I had the pleasure of attending a luncheon in DC yesterday at the World Bank’s Executive Dining Hall, which had been transformed for a couple days into a Raja Bojun or Curry Leaf, a couple of the more popular Sri Lankan restaurants in Colombo. Even the Sri Lankan Ambassador to the U.S., Jaliya Wickramasuriya, who was in attendance, remarked that he felt like he was back home, surrounded by sights (a cultural exhibition) and smells of Sri Lanka.
The event, a joint venture by the Sri Lankan embassy in Washington and Restaurant Associates, who are in charge of catering at the World Bank, was aimed at spotlighting the little known cuisine of Sri Lanka, and for the occasion they flew in two top Sri Lankan chefs–Chef Gerard Mendis of the Colombo Hilton and Chef P. Madhawa Weerabaddhana.
Just a glance at the buffet menu was enough to get my mouth watering: Beef Smore; Spanish Mackeral Mustard curry; Spicy tempered prawn; baked chicken in coriander; cherry tomato and spicy egg curry; cashew and green pea curry; red lentils (dhal); ghee rice; fried egg plant moju; and mung-bean stuffed baby calamari just to name a few of the dishes served.
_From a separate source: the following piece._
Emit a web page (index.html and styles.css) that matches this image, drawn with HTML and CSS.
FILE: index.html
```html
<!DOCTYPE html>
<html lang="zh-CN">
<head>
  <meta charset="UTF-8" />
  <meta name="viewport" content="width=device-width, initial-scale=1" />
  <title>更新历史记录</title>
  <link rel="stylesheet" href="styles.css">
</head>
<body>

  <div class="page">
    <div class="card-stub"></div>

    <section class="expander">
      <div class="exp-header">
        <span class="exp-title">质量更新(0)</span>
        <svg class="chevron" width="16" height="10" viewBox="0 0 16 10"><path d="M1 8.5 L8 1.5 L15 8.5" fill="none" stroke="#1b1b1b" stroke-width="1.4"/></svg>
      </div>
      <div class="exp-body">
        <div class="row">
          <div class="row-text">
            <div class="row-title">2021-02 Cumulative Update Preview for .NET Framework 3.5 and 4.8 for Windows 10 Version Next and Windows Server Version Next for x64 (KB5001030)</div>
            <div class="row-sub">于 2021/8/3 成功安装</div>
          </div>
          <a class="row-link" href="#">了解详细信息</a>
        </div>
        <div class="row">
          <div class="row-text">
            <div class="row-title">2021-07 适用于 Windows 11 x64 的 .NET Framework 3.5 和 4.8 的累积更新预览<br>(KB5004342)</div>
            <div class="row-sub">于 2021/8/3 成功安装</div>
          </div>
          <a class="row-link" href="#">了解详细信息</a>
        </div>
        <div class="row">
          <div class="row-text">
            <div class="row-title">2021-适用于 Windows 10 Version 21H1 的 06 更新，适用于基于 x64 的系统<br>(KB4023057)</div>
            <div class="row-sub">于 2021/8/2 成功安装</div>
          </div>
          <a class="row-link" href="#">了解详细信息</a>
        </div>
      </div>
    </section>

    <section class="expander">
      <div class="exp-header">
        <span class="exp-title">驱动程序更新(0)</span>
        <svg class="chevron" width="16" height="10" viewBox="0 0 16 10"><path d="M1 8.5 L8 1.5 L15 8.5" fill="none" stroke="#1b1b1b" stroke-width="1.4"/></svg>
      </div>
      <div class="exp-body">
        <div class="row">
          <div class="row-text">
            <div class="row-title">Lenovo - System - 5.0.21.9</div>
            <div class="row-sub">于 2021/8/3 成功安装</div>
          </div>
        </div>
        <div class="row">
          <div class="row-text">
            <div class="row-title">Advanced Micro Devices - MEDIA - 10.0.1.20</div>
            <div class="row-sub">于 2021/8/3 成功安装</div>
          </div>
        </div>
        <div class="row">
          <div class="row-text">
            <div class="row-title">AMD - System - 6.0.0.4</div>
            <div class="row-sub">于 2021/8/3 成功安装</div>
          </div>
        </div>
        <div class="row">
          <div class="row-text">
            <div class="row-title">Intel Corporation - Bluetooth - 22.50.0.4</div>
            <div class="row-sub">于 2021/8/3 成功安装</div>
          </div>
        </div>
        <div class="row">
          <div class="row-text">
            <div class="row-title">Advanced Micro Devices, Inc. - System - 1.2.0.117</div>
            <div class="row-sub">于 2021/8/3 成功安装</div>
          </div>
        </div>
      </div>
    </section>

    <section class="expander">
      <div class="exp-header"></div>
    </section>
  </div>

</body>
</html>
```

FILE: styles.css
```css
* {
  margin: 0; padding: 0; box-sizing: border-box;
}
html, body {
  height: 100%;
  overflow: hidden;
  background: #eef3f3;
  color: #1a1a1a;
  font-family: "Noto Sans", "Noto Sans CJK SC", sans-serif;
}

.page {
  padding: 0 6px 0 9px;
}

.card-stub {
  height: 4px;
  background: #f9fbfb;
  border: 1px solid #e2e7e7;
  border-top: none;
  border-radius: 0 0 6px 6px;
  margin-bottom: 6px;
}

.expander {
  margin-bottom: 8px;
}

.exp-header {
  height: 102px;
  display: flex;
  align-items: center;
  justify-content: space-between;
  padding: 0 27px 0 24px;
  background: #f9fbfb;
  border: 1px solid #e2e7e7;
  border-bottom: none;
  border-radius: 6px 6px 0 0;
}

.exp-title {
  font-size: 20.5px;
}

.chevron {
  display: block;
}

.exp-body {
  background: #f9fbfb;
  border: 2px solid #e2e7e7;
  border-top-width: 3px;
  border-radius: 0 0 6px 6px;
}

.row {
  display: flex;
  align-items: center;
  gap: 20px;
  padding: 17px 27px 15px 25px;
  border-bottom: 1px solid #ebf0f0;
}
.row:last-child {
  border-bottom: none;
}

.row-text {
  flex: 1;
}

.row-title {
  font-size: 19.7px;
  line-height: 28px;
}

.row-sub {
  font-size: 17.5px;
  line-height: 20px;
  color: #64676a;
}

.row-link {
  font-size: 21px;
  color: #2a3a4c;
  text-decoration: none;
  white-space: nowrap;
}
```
Plus they had a whole slew of Sri Lankan sweets such as bibikkan, coconut rock, and love cake.
The hall was packed, and as I overheard someone in line behind me say, “What exactly is Sri Lankan food?,” I knew their answer would be accompanied by a distended stomach (like my own by the time I finally left). I even mentioned to someone sitting at my table that we usually take a nice long nap in Sri Lanka after a meal of such enormous proportions.
Anyway, kudos to the chefs for coming all this way and putting up an amazing spread, and also for the Sri Lankan embassy for taking positive steps to highlight what I believe is our best kept secret. Rice & Curry is going to conquer the world!